The experience comes with elbow-length velvet gloves and extravagant jewellery to wear as you take your 12-course high tea. Words by Natascha Mirosch.

We are directed between a pair of floor-sweeping emerald silk curtains into a muted, atmospherically-lit gallery space. A green velvet tubular lounge on a rug of wild mink, (with a conservation-slanted backstory) occupies the centre of the room beneath a gently tinkling chandelier. Among artworks illuminated on the walls are an immediately recognisable Picasso, an iteration from Sidney Nolan’s “Leda and Swan” series and a set of tribal spears.

We are at Tasmania’s eternally controversial-with-purpose art gallery, Mona, for high tea.  We’ve dressed, as instructed, in green, gold, white or black (we have both chosen green) accessorised by gifted elbow-length velvet gloves and jewellery borrowed from a glass cabinet that our butler, Hepburn has unlocked, allowing us to choose pieces, before fastening them round our necks and wrists. Bowing, he seats us at a marble table beneath an amethyst ostrich-feather lamp and pours sparkling wine into heavy crystal glasses.

A salon that pays homage to curator and artist Kirsha Kaechele’s great-grandmother, “Tootsie,” and her renowned high teas, the Ladies’ Lounge High Tea for Two is a relatively new Mona experience.  It is, as the name implies, strictly female-only, aside from the elegantly-attired Hepburn, his sidekick, “Robinson” and a blindfolded saxophonist who sits playing soft jazz in the corner.

Mona High Tea

Hepburn fills us in on Tootsie’s dynastic family saga that journeys from Switzerland and Europe’s royal courts, to a pickle-making empire in Utah. The glamourous, bohemian Tootsie lived an indulgent and envious life, hosting the European jet set and artists. Indeed, Hepburn points out, one of the Picassos is a nude of Tootsie’s daughter, Kirsha’s grandmother Carolyn.

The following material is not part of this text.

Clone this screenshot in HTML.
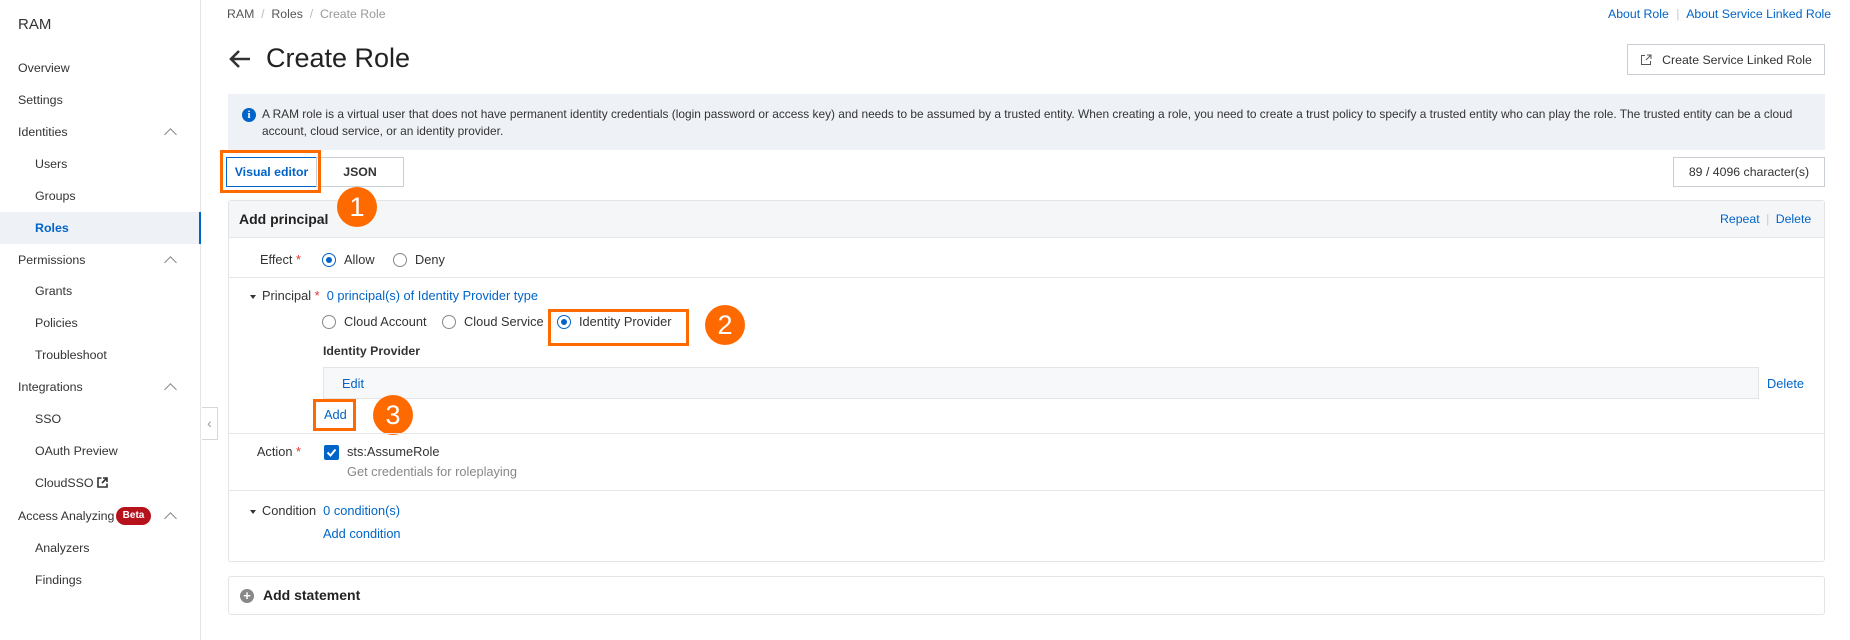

High tea is 12-courses with matched drinks. We are blindfolded for the first. Designed to be eaten with the fingers, the reveal afterwards has us in peals of semi-scandalised laughter. Following come delicious dainties, both sweet and savoury, served in any number of unexpected receptacles – skewered on golden branches, in eggshells topped with gold leaf, in humidors and pearlized scallop shells that Hepburn sends simultaneously spinning like an ambidextrous DJ.

While the high tea experience is restricted to two ladies each session, the lounge itself is open to all women and tucked in the corner, we are both observers and the observed – part of the artwork.  Women stop in front of us to openly stare, until inevitably, curiosity overcomes and they ask us whether we’re “paid to sit there and drink champagne and eat all day?”

By the end of the two hours, it feels exactly like we have been eating and drinking all day – we are utterly satiated. It’s a generous and joyful experience and one best shared with an open-minded friend. And as Kirsha says: “Leave your men at home. Book a driver.”

The High Tea for Two experience is limited to two ladies per sitting and runs twice daily (11am and 2.30pm) on Saturdays and Sundays only. Each sitting runs for two hours. The $500.00 package (for two) includes multi-course nibbles, matched refreshments, exclusive butler service and museum entry.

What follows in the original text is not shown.